[start]
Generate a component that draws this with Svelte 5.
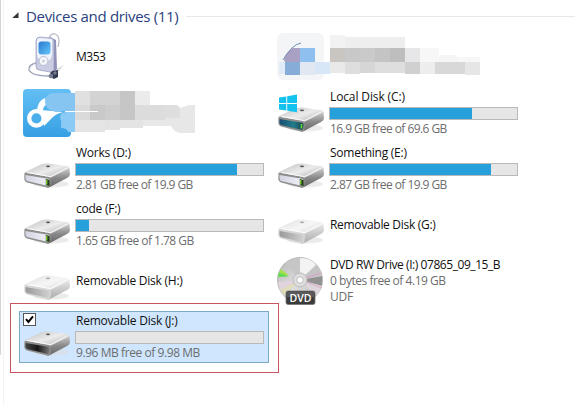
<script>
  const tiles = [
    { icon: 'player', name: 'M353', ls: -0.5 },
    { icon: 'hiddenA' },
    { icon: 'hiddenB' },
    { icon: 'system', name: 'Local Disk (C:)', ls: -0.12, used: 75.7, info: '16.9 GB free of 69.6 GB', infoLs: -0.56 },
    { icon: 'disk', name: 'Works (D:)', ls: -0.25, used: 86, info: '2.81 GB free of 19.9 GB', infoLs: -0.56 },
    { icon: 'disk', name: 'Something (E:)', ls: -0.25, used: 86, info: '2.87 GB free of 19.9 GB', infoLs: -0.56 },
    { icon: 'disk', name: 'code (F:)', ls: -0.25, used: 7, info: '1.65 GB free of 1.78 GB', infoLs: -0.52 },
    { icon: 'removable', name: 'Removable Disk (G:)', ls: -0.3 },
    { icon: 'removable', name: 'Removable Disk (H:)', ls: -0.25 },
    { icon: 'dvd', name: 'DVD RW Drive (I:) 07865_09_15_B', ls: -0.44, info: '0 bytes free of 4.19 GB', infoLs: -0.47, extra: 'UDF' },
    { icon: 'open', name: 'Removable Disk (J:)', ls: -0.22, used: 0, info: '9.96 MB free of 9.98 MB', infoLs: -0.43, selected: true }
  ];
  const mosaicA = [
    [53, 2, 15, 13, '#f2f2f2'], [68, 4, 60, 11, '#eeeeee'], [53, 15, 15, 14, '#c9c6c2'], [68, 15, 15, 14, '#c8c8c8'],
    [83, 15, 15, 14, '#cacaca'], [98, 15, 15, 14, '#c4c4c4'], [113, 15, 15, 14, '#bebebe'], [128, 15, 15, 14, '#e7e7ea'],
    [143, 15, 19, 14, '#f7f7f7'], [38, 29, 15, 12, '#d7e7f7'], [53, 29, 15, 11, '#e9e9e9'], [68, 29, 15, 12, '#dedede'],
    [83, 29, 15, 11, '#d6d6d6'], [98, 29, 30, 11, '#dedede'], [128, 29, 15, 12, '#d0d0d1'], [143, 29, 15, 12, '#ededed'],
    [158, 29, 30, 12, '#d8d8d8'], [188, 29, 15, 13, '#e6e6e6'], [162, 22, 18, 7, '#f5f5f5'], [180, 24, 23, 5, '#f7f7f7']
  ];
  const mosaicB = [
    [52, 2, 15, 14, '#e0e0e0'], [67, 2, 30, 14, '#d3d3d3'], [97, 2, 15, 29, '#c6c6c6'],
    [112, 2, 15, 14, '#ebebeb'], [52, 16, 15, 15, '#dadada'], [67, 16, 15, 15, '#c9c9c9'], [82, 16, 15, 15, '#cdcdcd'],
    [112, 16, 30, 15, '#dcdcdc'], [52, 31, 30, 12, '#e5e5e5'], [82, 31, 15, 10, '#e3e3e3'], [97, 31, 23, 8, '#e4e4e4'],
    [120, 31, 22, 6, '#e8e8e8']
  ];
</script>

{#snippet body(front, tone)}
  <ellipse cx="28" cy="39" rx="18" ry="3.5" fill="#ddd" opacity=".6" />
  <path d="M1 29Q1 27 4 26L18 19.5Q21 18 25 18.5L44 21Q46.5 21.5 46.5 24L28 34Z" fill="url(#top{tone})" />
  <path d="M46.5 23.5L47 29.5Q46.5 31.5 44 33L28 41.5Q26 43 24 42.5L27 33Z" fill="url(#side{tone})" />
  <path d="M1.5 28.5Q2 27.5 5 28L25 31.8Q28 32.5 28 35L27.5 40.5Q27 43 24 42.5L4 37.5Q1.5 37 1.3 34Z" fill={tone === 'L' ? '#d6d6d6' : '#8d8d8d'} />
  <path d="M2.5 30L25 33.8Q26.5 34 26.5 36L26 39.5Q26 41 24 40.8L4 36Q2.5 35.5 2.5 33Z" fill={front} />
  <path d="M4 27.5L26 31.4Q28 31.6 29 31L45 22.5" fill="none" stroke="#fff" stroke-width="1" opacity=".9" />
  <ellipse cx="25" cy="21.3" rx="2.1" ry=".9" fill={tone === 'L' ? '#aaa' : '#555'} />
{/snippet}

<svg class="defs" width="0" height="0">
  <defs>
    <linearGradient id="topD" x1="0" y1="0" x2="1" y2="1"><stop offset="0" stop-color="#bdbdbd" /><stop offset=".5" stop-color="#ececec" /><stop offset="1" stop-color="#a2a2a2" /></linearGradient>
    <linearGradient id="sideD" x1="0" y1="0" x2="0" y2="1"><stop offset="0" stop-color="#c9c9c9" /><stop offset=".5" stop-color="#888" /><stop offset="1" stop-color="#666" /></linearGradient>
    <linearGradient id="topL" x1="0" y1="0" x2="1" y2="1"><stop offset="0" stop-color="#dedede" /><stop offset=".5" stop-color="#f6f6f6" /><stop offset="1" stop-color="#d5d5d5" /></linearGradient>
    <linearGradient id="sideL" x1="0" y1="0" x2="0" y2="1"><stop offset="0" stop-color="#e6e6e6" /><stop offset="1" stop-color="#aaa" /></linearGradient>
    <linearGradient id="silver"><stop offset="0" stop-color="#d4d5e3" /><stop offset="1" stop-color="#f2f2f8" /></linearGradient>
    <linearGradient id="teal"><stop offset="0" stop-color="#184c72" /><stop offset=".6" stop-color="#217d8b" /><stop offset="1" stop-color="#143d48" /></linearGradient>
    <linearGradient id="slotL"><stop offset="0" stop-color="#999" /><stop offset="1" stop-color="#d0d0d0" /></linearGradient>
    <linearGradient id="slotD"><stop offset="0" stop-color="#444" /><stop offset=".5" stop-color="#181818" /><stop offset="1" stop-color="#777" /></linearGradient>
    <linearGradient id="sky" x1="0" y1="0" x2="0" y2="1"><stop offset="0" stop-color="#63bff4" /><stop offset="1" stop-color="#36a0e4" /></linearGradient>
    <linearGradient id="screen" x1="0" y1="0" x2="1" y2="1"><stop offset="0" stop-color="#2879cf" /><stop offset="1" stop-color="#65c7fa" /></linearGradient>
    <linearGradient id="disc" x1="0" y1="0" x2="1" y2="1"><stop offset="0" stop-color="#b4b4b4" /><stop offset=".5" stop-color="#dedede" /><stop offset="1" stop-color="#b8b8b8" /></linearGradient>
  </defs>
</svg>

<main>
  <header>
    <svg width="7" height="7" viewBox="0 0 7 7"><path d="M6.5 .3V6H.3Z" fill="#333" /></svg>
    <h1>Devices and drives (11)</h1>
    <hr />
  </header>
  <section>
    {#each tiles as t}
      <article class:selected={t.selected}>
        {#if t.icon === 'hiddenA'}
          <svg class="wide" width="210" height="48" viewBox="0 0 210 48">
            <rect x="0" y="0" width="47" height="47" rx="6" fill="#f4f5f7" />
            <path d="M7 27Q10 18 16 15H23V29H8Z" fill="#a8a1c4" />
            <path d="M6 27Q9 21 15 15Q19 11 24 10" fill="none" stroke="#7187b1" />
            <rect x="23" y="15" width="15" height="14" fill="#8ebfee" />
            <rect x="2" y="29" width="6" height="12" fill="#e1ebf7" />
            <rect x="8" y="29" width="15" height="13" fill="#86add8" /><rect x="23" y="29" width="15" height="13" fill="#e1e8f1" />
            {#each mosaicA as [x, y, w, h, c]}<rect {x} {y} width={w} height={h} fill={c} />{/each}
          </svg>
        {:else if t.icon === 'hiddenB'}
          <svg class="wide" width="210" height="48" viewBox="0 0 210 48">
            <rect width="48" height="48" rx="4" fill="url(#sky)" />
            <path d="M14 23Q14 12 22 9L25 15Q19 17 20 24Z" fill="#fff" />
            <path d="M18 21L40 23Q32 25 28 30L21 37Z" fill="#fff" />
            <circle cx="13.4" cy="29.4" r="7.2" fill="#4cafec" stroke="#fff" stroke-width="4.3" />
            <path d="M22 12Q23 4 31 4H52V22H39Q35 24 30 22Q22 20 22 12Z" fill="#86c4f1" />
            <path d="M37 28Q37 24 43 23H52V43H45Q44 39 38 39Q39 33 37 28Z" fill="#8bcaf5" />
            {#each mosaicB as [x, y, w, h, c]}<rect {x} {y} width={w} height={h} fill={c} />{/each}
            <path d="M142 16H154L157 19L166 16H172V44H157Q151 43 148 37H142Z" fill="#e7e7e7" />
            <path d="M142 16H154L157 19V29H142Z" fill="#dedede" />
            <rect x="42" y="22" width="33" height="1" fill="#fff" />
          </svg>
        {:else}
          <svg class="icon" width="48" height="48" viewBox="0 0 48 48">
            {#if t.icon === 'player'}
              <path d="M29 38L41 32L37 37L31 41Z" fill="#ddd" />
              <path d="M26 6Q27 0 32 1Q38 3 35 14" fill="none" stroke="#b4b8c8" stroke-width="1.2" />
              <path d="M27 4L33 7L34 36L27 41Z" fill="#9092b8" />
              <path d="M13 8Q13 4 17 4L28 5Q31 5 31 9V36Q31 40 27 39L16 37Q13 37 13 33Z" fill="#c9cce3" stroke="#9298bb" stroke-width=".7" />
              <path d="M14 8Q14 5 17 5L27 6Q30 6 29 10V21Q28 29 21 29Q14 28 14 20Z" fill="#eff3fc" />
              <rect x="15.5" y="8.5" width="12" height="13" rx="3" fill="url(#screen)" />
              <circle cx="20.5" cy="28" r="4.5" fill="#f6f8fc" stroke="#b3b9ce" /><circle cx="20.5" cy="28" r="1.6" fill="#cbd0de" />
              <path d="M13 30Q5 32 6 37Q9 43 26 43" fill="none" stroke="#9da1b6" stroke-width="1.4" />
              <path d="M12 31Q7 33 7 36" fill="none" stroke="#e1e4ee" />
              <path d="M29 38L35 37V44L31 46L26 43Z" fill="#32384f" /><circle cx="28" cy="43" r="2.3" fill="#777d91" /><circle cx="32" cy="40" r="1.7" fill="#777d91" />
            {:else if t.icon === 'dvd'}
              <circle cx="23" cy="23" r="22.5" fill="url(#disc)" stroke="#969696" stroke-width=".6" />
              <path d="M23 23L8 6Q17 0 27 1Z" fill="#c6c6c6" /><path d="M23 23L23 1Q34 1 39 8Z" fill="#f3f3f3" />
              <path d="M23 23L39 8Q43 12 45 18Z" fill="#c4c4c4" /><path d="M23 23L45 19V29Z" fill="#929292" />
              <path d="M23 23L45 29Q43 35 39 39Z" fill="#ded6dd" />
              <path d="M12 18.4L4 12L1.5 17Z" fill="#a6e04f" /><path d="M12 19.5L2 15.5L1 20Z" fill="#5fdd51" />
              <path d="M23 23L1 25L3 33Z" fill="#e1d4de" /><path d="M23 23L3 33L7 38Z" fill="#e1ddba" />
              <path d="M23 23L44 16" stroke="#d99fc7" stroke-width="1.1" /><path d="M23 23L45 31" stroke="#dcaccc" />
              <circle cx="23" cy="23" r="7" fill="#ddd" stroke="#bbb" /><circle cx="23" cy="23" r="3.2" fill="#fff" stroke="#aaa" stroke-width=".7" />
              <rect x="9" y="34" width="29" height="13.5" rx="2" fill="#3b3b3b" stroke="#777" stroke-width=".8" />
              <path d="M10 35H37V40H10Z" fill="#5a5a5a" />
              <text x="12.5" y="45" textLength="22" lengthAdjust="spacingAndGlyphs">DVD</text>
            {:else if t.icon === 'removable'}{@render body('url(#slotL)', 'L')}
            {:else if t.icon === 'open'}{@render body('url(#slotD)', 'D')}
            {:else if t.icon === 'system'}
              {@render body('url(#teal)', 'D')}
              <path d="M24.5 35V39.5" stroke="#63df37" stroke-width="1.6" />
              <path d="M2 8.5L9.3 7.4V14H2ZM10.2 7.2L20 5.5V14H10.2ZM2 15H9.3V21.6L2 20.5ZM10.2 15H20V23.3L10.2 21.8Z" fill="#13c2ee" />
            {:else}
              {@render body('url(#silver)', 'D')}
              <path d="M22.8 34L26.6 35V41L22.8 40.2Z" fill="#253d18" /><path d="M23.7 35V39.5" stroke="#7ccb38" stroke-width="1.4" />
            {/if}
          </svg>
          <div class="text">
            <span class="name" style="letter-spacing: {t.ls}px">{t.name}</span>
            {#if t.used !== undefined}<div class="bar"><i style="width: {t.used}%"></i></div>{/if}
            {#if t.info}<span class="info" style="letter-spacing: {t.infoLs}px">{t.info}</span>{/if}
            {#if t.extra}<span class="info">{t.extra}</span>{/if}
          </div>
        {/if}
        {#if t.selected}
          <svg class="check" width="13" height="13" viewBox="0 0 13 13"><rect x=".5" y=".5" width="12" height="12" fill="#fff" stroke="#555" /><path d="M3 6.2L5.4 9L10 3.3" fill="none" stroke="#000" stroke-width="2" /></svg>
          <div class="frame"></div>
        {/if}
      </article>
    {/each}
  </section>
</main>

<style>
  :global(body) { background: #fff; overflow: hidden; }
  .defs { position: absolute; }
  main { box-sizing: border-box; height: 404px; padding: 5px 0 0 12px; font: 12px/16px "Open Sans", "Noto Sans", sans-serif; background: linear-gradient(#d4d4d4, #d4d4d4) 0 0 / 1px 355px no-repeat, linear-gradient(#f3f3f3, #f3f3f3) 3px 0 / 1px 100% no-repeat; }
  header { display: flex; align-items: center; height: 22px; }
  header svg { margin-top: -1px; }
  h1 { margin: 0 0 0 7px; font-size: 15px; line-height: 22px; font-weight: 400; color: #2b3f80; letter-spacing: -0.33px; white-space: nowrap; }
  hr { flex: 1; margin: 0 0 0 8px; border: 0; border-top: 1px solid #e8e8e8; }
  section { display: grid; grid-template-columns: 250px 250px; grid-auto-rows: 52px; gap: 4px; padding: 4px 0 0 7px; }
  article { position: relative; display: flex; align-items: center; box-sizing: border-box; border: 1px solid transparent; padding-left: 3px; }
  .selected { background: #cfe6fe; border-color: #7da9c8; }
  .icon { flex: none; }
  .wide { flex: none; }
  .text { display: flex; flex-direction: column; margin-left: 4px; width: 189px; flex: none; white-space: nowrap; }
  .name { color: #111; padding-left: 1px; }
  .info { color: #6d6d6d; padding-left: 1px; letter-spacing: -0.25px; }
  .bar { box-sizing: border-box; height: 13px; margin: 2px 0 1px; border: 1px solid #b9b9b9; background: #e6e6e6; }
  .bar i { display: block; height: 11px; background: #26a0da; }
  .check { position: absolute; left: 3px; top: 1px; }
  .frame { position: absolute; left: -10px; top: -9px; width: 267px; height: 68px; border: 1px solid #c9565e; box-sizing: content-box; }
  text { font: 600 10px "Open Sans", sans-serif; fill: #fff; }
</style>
[end]
[start]
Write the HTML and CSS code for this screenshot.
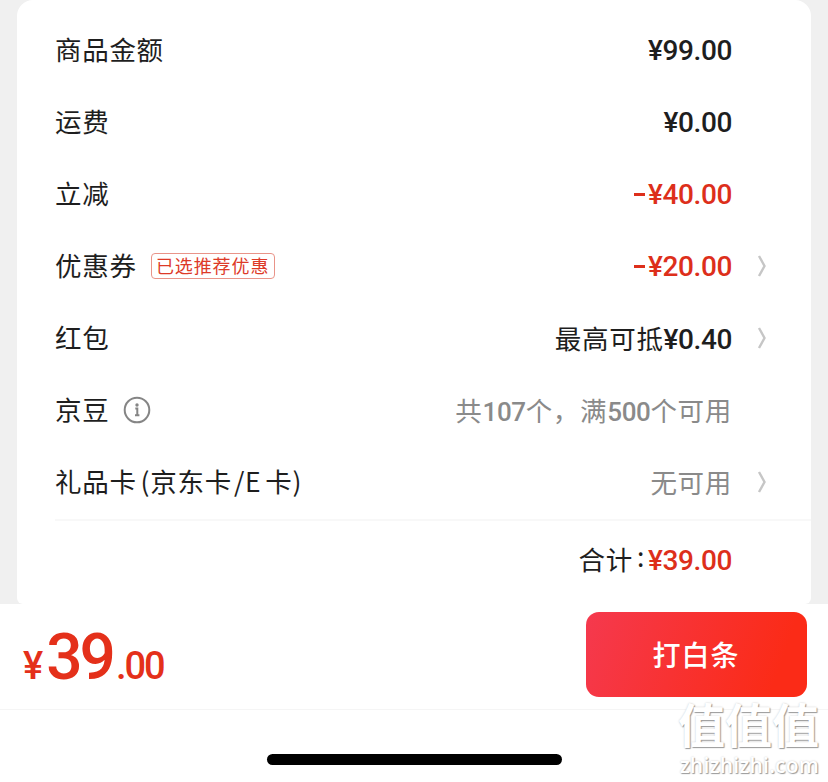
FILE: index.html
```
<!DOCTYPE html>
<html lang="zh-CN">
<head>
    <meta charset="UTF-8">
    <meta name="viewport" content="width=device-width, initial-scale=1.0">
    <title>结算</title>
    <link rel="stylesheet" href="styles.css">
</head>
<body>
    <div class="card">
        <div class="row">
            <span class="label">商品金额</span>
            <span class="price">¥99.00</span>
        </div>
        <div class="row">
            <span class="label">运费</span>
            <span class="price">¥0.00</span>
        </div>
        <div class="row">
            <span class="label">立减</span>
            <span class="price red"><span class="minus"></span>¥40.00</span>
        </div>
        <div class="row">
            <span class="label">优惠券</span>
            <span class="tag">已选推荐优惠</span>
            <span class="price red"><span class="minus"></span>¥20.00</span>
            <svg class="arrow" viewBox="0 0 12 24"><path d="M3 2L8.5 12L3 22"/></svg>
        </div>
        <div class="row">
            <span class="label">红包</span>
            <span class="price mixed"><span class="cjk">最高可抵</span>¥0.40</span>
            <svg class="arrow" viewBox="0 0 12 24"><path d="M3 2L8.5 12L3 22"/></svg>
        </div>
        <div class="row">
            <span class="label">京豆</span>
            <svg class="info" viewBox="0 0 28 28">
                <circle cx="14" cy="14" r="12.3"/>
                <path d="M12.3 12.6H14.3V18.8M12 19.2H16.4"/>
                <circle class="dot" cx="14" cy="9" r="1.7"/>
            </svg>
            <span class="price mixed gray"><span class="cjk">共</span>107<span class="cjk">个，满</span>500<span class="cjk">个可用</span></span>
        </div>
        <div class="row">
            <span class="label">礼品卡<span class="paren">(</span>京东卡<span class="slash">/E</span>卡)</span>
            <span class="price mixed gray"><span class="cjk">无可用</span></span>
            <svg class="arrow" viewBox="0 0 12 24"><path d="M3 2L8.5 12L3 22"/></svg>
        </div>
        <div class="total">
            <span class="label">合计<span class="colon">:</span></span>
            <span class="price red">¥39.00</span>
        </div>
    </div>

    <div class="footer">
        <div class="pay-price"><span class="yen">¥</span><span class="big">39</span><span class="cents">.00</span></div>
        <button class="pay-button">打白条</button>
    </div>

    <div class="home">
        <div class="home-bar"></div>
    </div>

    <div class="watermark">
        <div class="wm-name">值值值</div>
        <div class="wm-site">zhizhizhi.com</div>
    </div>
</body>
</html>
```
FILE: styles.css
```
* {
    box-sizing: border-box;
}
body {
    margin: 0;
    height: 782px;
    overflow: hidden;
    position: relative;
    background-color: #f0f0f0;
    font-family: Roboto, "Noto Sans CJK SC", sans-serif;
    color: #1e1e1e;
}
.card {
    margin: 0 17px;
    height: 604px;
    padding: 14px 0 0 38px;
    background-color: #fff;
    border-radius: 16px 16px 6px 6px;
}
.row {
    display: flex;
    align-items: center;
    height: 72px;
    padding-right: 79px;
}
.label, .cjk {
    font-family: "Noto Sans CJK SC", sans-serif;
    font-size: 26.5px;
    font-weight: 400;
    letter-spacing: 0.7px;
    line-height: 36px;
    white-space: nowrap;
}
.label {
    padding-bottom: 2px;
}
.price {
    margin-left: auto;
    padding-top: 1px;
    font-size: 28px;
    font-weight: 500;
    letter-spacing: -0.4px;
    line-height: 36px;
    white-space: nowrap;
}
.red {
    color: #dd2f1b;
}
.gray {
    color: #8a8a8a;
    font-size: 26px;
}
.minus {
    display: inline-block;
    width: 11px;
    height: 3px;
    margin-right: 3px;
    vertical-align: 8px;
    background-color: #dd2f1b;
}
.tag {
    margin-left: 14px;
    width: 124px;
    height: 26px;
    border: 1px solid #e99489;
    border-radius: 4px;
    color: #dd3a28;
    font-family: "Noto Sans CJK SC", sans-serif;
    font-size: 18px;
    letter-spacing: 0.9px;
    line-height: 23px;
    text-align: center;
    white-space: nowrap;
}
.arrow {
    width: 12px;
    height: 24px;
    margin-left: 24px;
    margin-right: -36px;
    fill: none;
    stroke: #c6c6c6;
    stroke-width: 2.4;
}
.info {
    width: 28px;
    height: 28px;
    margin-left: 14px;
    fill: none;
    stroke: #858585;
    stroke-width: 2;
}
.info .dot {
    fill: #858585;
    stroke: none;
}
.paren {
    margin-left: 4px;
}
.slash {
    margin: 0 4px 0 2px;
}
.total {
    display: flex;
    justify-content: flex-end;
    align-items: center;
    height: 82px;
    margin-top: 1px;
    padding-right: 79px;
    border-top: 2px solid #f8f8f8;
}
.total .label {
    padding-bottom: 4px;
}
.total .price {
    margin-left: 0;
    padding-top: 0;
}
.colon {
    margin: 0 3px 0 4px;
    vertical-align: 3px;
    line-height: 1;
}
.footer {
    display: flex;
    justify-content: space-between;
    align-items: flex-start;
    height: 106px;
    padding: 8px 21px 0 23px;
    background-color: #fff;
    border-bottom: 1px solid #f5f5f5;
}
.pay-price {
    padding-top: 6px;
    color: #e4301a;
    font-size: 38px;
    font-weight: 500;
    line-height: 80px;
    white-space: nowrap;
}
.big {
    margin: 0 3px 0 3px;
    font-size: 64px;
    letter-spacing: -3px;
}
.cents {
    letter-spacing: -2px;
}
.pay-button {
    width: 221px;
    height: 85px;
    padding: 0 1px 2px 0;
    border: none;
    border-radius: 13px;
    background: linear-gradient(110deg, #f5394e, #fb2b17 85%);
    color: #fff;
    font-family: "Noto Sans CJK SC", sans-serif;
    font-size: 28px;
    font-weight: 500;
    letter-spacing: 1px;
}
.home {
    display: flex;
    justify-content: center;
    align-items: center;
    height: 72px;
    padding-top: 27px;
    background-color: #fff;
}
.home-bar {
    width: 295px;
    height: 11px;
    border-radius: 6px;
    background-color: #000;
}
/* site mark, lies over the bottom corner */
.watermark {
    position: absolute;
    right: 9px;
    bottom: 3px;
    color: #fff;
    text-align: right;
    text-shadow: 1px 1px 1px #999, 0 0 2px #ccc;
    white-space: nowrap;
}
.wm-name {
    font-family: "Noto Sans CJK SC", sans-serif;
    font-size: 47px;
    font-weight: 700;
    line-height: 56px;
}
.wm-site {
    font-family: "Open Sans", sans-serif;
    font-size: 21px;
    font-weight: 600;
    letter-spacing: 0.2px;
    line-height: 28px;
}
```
[end]
TASK. Collect each line of the entries that has the word "this", copying it in full.

EXERCISE OUTPUT.
Generate a component that draws this with Svelte 5.
Write the HTML and CSS code for this screenshot.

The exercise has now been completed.